Author’s note: found in my “Unpublished Drafts” folder from April 12th 2012. Published May 12th 2015 without edits so as to accurately reflect my mindset at the time. Reflections of a much older and (if possible even balder) scientist forthcoming in a separate post.
I would much rather graduate with three papers cited twenty times each than twenty papers cited three times each.*
That fact drives how I do think about publishing my results:
If I wanted to published the maximum number of papers per dataset, I’d be worried about including too much data in any given paper because, once it was published other researchers might take that data and do the same analyses I was planning to do in a followup paper.
If I want my paper to be cited as much as possible though the opposite is true. I WANT my data to be as useful and accessible as possible because it will increase the number of other groups who will use that data, and cite my work when they publish their next paper.
It also changes the dynamics of when to publish. If I was trying to maximize my own publications, I would want to make sure I published before anyone else who could scoop me, but I also wouldn’t want to publish earlier than absolutely necessary to avoid being scooped.
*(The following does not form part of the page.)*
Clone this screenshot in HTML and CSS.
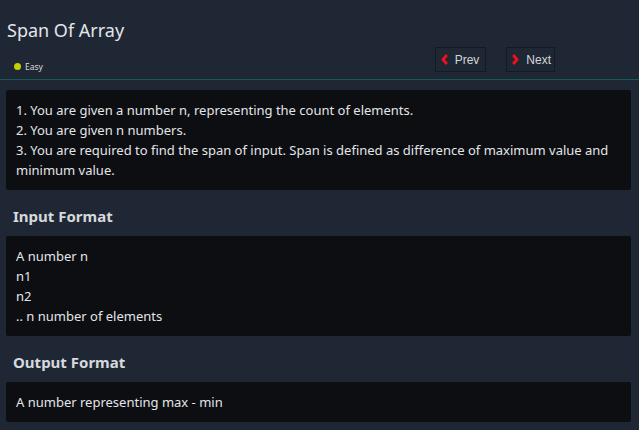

The longer I can go without publishing the data and analysis of paper #1, the larger the headstart I have at paper #2 which builds upon those data and analyses.
Since I want to be cited as much as possible, I want to publish as soon as possible. Full stop. Every month I don’t publish people go ahead with research projects without whatever small additional benefit my data and analysis could provide and that means fewer final citations for my papers.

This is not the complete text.